# [Your instructions]
Go through the records and show each line where the word "Output" occurs.

──────── Task inputs ────────

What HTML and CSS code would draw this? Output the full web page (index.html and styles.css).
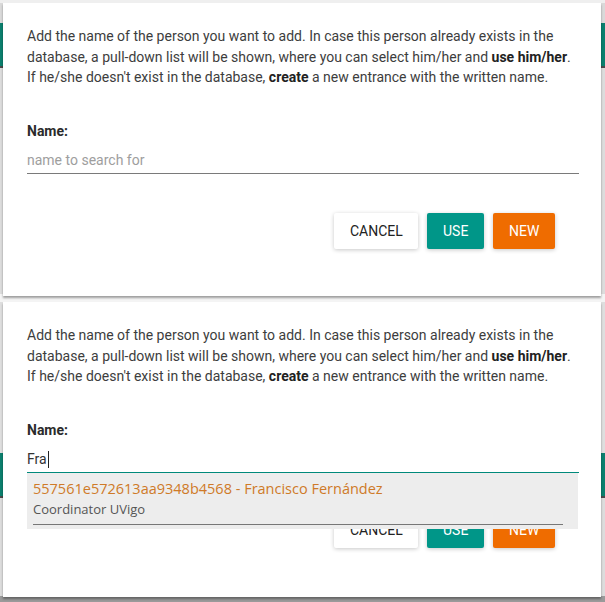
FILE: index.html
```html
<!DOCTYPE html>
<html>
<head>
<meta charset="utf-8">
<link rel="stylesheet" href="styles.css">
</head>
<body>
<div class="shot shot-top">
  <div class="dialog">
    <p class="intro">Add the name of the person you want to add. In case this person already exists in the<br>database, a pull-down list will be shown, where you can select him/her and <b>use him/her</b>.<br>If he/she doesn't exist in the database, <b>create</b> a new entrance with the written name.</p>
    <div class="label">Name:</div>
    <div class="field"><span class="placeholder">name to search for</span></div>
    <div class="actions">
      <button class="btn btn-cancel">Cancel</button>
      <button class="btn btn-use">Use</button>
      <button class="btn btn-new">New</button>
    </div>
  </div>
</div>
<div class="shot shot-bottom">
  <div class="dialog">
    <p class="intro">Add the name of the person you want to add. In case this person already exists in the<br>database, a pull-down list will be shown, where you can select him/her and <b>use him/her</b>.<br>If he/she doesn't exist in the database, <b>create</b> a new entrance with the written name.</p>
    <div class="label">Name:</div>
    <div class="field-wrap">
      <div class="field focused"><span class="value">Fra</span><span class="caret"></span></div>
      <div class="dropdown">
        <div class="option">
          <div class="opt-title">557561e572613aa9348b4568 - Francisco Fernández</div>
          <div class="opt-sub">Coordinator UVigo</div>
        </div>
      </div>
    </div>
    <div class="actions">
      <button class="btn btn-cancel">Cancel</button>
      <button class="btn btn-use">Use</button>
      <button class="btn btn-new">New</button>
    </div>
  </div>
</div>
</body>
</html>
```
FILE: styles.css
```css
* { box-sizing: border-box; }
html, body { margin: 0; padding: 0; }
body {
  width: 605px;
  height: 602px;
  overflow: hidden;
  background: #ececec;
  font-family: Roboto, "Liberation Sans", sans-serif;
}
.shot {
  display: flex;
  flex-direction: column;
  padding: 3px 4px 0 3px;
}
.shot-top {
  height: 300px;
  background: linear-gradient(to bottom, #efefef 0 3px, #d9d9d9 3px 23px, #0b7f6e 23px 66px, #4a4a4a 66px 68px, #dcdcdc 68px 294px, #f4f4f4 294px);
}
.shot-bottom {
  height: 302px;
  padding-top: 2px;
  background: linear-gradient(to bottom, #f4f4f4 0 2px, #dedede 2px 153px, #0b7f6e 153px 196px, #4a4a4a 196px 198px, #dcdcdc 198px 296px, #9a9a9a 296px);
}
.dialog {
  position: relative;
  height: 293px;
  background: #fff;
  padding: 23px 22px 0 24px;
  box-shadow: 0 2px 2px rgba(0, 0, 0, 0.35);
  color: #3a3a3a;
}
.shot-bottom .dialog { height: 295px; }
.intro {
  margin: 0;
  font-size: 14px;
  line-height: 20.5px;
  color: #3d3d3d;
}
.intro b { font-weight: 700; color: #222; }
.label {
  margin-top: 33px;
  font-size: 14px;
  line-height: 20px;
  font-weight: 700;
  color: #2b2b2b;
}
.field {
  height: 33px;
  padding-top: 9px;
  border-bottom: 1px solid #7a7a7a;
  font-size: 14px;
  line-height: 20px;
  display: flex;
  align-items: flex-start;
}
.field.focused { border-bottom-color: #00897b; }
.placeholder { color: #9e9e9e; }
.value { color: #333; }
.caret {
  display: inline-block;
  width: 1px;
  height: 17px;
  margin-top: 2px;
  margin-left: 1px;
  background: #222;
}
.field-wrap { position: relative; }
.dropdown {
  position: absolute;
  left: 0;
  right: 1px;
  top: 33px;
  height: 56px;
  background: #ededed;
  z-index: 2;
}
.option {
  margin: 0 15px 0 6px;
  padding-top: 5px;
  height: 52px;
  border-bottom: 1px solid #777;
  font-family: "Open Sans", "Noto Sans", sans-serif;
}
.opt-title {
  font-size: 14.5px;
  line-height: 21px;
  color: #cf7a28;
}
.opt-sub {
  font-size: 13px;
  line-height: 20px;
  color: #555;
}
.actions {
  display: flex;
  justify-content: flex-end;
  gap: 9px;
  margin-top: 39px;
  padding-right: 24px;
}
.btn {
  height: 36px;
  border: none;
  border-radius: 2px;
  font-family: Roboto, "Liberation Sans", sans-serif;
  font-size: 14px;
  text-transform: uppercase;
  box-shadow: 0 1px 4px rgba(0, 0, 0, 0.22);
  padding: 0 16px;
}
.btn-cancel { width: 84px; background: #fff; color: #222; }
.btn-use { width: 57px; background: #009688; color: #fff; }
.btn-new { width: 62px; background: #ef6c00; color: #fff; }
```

────────
──────── Task inputs ────────

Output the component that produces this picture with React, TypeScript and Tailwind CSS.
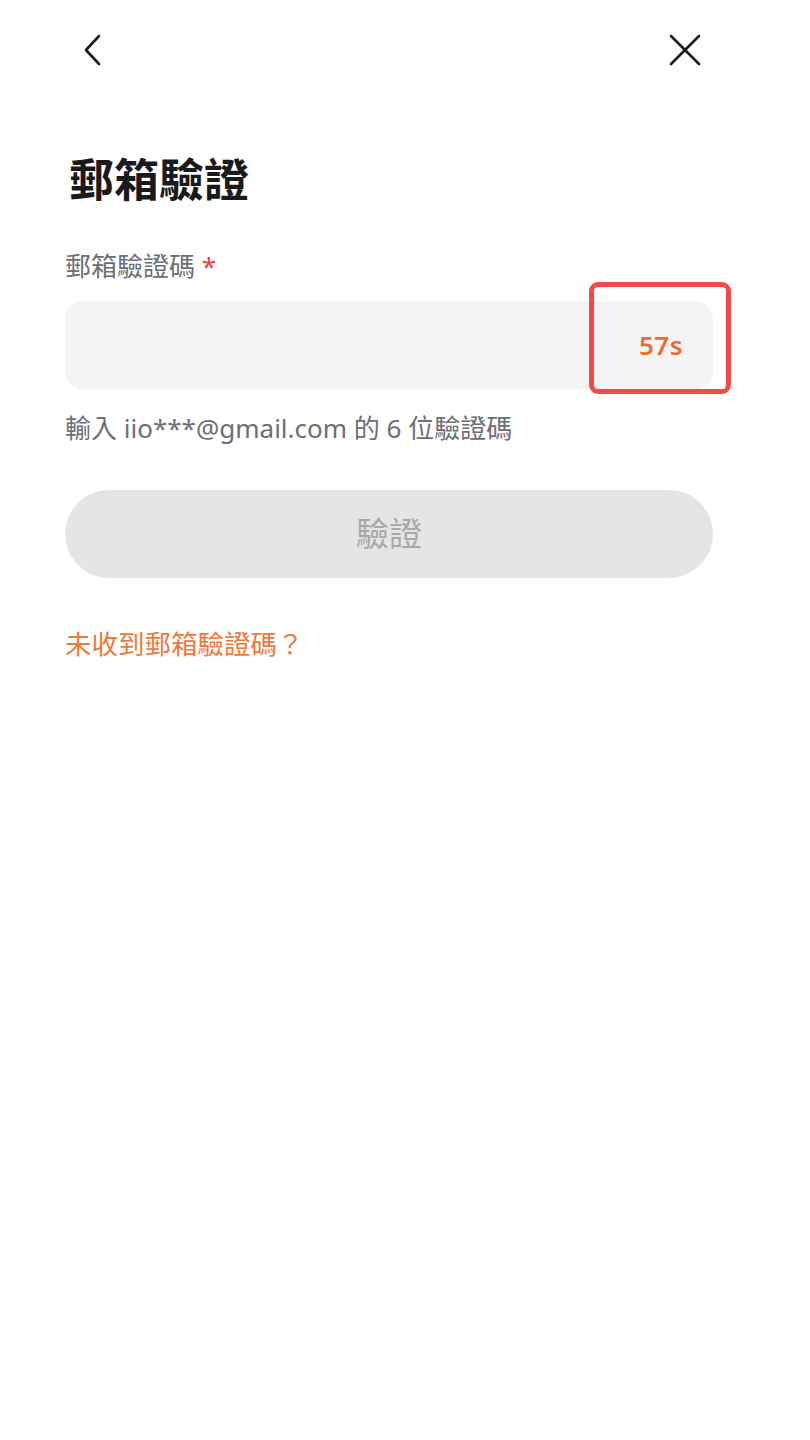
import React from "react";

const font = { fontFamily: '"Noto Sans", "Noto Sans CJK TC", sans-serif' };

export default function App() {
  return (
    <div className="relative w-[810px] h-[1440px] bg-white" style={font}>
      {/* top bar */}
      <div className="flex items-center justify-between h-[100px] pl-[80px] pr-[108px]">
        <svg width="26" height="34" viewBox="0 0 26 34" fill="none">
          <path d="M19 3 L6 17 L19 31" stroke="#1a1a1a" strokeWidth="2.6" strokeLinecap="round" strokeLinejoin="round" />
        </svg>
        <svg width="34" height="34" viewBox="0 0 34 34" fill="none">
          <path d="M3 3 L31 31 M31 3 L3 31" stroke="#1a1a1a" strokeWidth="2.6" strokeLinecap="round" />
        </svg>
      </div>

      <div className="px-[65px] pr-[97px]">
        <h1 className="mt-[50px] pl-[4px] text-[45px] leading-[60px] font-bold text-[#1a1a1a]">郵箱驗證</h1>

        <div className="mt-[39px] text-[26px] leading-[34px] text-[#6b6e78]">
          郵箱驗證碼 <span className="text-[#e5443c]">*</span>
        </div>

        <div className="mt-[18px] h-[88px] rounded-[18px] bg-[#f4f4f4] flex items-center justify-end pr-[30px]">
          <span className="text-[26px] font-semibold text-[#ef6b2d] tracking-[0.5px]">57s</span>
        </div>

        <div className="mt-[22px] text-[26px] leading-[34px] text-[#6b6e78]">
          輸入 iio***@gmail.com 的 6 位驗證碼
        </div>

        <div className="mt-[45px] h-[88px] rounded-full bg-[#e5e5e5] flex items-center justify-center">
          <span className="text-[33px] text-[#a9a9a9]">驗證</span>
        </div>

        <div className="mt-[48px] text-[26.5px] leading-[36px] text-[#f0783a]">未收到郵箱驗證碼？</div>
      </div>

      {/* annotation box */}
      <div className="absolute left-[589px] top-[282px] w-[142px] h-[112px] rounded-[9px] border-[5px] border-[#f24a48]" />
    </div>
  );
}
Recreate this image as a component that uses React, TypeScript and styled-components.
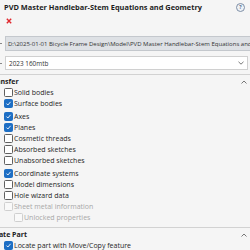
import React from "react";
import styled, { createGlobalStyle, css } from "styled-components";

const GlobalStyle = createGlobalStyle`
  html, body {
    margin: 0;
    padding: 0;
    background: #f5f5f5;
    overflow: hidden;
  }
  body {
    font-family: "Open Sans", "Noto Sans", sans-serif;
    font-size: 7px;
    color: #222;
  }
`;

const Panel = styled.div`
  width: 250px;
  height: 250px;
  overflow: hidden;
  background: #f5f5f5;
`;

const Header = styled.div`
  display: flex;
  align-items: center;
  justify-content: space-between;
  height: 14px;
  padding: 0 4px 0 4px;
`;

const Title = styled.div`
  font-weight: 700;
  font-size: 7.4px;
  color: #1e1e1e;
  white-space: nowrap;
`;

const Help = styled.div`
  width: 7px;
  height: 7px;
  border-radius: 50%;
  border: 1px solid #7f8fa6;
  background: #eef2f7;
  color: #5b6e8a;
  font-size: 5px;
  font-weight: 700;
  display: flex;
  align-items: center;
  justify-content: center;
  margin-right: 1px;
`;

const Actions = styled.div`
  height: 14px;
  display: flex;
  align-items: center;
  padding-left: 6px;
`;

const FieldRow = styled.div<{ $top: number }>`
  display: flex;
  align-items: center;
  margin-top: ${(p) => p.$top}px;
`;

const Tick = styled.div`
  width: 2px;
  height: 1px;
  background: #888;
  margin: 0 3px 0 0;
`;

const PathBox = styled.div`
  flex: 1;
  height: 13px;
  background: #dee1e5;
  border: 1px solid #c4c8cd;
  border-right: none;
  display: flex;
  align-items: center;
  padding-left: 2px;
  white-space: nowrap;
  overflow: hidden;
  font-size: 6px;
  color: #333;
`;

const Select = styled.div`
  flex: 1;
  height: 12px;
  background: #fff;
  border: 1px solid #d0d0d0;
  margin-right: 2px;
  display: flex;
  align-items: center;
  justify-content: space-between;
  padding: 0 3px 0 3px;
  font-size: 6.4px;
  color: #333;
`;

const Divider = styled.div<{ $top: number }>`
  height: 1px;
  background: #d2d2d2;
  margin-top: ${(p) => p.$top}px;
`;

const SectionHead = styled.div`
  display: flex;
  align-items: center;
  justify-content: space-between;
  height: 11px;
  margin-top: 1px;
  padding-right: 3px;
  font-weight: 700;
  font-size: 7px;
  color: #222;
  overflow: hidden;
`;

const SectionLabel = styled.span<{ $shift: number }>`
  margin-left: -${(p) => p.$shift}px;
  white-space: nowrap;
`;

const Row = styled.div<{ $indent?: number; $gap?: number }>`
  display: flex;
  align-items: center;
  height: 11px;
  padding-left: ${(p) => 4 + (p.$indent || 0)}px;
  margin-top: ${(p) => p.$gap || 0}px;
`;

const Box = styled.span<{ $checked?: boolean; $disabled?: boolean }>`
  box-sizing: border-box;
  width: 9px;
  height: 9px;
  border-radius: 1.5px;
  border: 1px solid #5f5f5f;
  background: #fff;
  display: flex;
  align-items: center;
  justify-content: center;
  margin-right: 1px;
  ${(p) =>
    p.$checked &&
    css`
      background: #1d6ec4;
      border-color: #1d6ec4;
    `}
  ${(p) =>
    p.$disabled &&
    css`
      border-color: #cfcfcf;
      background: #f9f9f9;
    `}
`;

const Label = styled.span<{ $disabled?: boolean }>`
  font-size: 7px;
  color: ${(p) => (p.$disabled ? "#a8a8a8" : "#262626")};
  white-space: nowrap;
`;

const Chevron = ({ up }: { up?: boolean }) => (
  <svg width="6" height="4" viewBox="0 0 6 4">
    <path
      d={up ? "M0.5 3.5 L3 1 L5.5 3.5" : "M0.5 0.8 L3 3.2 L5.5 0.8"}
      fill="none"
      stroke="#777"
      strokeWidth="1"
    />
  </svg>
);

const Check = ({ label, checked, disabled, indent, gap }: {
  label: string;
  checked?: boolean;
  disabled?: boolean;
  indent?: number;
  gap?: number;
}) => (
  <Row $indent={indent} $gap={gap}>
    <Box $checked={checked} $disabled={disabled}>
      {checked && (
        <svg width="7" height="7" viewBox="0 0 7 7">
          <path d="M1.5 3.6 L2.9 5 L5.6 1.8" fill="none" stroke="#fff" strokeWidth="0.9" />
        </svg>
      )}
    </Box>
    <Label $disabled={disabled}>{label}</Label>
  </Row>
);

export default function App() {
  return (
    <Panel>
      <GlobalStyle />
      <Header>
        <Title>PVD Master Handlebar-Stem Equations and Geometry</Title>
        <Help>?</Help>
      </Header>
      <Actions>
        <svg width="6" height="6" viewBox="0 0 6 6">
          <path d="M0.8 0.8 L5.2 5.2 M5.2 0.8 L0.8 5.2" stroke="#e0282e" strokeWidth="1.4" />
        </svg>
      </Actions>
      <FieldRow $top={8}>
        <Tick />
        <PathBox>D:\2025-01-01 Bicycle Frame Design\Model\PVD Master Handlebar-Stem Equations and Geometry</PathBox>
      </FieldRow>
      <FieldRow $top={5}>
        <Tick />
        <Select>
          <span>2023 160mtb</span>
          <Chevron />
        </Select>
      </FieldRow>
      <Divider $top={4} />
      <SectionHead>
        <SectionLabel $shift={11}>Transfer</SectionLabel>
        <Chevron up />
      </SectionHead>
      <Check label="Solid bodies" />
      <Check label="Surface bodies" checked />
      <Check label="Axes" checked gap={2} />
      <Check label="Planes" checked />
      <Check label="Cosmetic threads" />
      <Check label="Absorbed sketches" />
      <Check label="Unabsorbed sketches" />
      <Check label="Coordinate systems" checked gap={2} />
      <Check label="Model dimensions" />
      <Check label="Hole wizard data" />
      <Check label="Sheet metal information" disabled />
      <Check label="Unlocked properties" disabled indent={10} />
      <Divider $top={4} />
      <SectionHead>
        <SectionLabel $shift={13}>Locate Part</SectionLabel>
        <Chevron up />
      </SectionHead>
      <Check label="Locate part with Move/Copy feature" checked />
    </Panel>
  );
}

────────

# [Written answer]
What HTML and CSS code would draw this? Output the full web page (index.html and styles.css).
Output the component that produces this picture with React, TypeScript and Tailwind CSS.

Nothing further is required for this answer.